On the other hand, take a game with an amazing, wonderfully thought-out story like Star Wars: Knights of the Old Republic or even the Half-Life series, and a movie would just _ruin_ it. You couldn't tell the same intricate stories in an hour and a half. You'd be stepping on the toes of the pre-existing canon. You'd end up with a story much worse, much sloppier, and more kiddie/general-audience than the one from the game.
The fact of the matter is that Games can be their own story-telling medium, and they have just as much 'artistic' validity as a book and just as much visual appeal as a movie.
If they're going to make a movie from a video game, let it be from one whose story they won't ruin.

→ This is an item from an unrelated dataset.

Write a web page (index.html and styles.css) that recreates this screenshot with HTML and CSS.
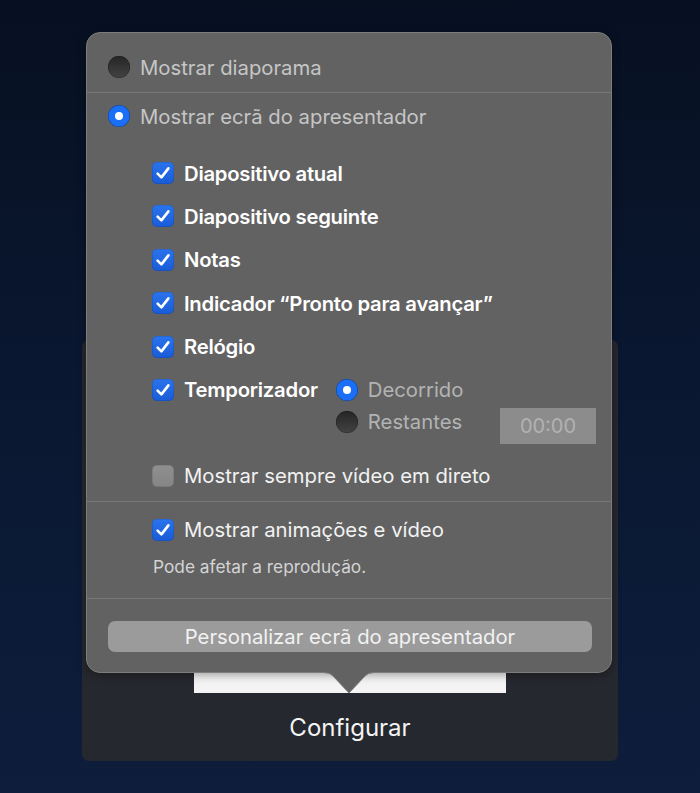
FILE: index.html
```html
<!DOCTYPE html>
<html lang="pt">
<head>
    <meta charset="UTF-8">
    <meta name="viewport" content="width=device-width, initial-scale=1.0">
    <title>Configurar</title>
    <link rel="stylesheet" href="styles.css">
</head>
<body>

    <div class="cena">

        <div class="painel">
            <div class="miniatura"></div>
            <div class="rotulo">Configurar</div>
        </div>

        <div class="popover">

            <div class="seccao s1">
                <div class="linha">
                    <span class="radio"></span>
                    <span class="texto apagado">Mostrar diaporama</span>
                </div>
            </div>

            <div class="seccao s2">
                <div class="linha">
                    <span class="radio ativo"></span>
                    <span class="texto apagado">Mostrar ecrã do apresentador</span>
                </div>

                <div class="opcoes">
                    <div class="linha item">
                        <span class="caixa marcada"><svg viewBox="0 0 22 22"><path d="M5.6 11.6 L9.4 15.4 L16.4 6.4"/></svg></span>
                        <span class="texto forte">Diapositivo atual</span>
                    </div>
                    <div class="linha item">
                        <span class="caixa marcada"><svg viewBox="0 0 22 22"><path d="M5.6 11.6 L9.4 15.4 L16.4 6.4"/></svg></span>
                        <span class="texto forte">Diapositivo seguinte</span>
                    </div>
                    <div class="linha item">
                        <span class="caixa marcada"><svg viewBox="0 0 22 22"><path d="M5.6 11.6 L9.4 15.4 L16.4 6.4"/></svg></span>
                        <span class="texto forte">Notas</span>
                    </div>
                    <div class="linha item">
                        <span class="caixa marcada"><svg viewBox="0 0 22 22"><path d="M5.6 11.6 L9.4 15.4 L16.4 6.4"/></svg></span>
                        <span class="texto forte">Indicador “Pronto para avançar”</span>
                    </div>
                    <div class="linha item">
                        <span class="caixa marcada"><svg viewBox="0 0 22 22"><path d="M5.6 11.6 L9.4 15.4 L16.4 6.4"/></svg></span>
                        <span class="texto forte">Relógio</span>
                    </div>

                    <div class="temporizador">
                        <div class="linha item">
                            <span class="caixa marcada"><svg viewBox="0 0 22 22"><path d="M5.6 11.6 L9.4 15.4 L16.4 6.4"/></svg></span>
                            <span class="texto forte">Temporizador</span>
                        </div>
                        <div class="modos">
                            <div class="linha">
                                <span class="radio ativo"></span>
                                <span class="texto cinza">Decorrido</span>
                            </div>
                            <div class="linha restantes">
                                <span class="radio"></span>
                                <span class="texto cinza">Restantes</span>
                                <span class="tempo">00:00</span>
                            </div>
                        </div>
                    </div>

                    <div class="linha item sempre">
                        <span class="caixa"></span>
                        <span class="texto">Mostrar sempre vídeo em direto</span>
                    </div>
                </div>
            </div>

            <div class="seccao s3">
                <div class="linha item">
                    <span class="caixa marcada"><svg viewBox="0 0 22 22"><path d="M5.6 11.6 L9.4 15.4 L16.4 6.4"/></svg></span>
                    <span class="texto">Mostrar animações e vídeo</span>
                </div>
                <p class="nota">Pode afetar a reprodução.</p>
            </div>

            <div class="seccao s4">
                <button class="botao">Personalizar ecrã do apresentador</button>
            </div>

            <svg class="seta" viewBox="0 0 50 23">
                <path class="fundo" d="M0 0 L0 1.5 Q6 1.5 9 5 L25 22 L41 5 Q44 1.5 50 1.5 L50 0 Z"/>
                <path class="borda" d="M0 1.5 Q6 1.5 9 5 L25 22 L41 5 Q44 1.5 50 1.5"/>
            </svg>
        </div>

    </div>

</body>
</html>
```

FILE: styles.css
```css
*{
    box-sizing: border-box;
}

body{
    margin: 0;
    height: 793px;
    overflow: hidden;
    font-family: Inter, "Noto Sans", sans-serif;
    background: linear-gradient(180deg, #071021 0%, #0a1730 45%, #0d1d3b 100%);
}

.cena{
    position: relative;
    width: 700px;
    height: 793px;
}

/* painel de trás */
.painel{
    margin-left: 82px;
    padding-top: 1px;
    width: 536px;
    height: 421px;
    position: relative;
    top: 340px;
    background-color: #26282f;
    border-radius: 7px;
}

.miniatura{
    margin: 32px 0 0 112px;
    width: 312px;
    height: 320px;
    background: linear-gradient(180deg, #e6e6e6, #f4f4f4);
}

.rotulo{
    margin-top: 17px;
    text-align: center;
    font-size: 24px;
    line-height: 36px;
    color: #f4f4f4;
}

/* popover */
.popover{
    position: absolute;
    top: 32px;
    left: 86px;
    width: 526px;
    height: 641px;
    background-color: #626262;
    border: 1px solid #7d7d7d;
    border-radius: 14px;
    box-shadow: 0 2px 10px rgba(0, 0, 0, 0.35);
}

.seccao{
    border-bottom: 1px solid #777;
}

.s1{
    padding: 23px 0 14px 21px;
    height: 60px;
}

.s2{
    padding: 12px 15px 14px 21px;
}

.s3{
    padding: 17px 15px 0 65px;
    height: 97px;
}

.s4{
    border-bottom: none;
    padding: 22px 19px 0 21px;
}

.linha{
    display: flex;
    align-items: center;
    height: 22px;
}

.texto{
    margin-left: 10px;
    font-size: 20.3px;
    color: #f2f2f2;
    white-space: nowrap;
}

.apagado{
    color: #c6c6c6;
}

.cinza{
    color: #b3b3b3;
}

.forte{
    font-weight: 600;
    letter-spacing: -0.25px;
    color: #fff;
}

.radio{
    flex: none;
    width: 22px;
    height: 22px;
    border-radius: 50%;
    background: linear-gradient(180deg, #252525, #434343);
    box-shadow: inset 0 0 0 0.5px rgba(0, 0, 0, 0.4);
}

.radio.ativo{
    background: #1a6ff6;
    display: flex;
    align-items: center;
    justify-content: center;
}

.radio.ativo::after{
    content: "";
    width: 8px;
    height: 8px;
    border-radius: 50%;
    background: #fff;
}

.caixa{
    flex: none;
    width: 22px;
    height: 22px;
    border-radius: 5px;
    background: linear-gradient(180deg, #8f8f8f, #858585);
    box-shadow: inset 0 0 0 0.5px rgba(0, 0, 0, 0.2);
}

.caixa.marcada{
    background: linear-gradient(180deg, #2a74ee, #1a5bd6);
}

.caixa svg{
    display: block;
    width: 22px;
    height: 22px;
    fill: none;
    stroke: #fff;
    stroke-width: 2.6;
    stroke-linecap: round;
    stroke-linejoin: round;
}

.opcoes{
    padding-left: 44px;
    margin-top: 35px;
}

.item + .item,
.item + .temporizador,
.temporizador + .item{
    margin-top: 21.4px;
}

.temporizador{
    display: flex;
    align-items: flex-start;
}

.modos{
    flex: 1;
    margin-left: 18px;
}

.restantes{
    margin-top: 10px;
}

.tempo{
    margin-left: auto;
    width: 96px;
    height: 36px;
    margin-top: 9px;
    background-color: #8c8c8c;
    color: #b2b2b2;
    font-size: 20px;
    line-height: 36px;
    text-align: center;
}

.sempre{
    margin-top: 32px !important;
}

.nota{
    margin: 17px 0 0 1px;
    font-size: 17.3px;
    line-height: 18px;
    color: #d4d4d4;
}

.botao{
    display: block;
    width: 100%;
    height: 31px;
    border: none;
    border-radius: 7px;
    background-color: #9b9b9b;
    color: #f2f2f2;
    font-family: inherit;
    font-size: 20.3px;
}

.seta{
    position: absolute;
    left: 237px;
    bottom: -22px;
    width: 50px;
    height: 23px;
    overflow: visible;
}

.seta .fundo{
    fill: #626262;
}

.seta .borda{
    fill: none;
    stroke: #7a7a7a;
    stroke-width: 1;
}
```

To a degree, I can sort of fathom the (mostly monetary) motivations that push producers to convert games into movies or movies into games. And to be fair, there are some movies that feel like video games (300, anyone?), and some video games that feel like films, so the conversion makes a sort of sense in terms of strict cost/benefit analysis.
But Shadow of the Colossus? Really?
This is a game that had only moderate popularity at release. More to the point, though, the substance of its art depended on the gameplay and on an interactive engagement with the constructed environment. As others here have pointed out, there wasn't much in the way of story or character to latch onto. *Minor spoiler alert* I mean, the most moving moment in the story is when the horse plunges into that crevasse. Even then, the effectiveness of that moment as a plot device depended a lot on the use of the horse throughout the game. As a film, what do you have? A guy on a screen (they'll have to give him a name), riding around on a horse, fighting monsters. I'm sure a lot will be invested in special effects. I'm just as sure that the investment will add precisely nothing to the artistic value of the game, which is untranslatable into a static and much less interactive medium.
I wonder if he'll be tapped to do a World of Goo movie next...
As if! At best it will look like Eragon or Dungeons & Dragons, they just need to be sure to hire poor Jeremy Irons to play one of the characters.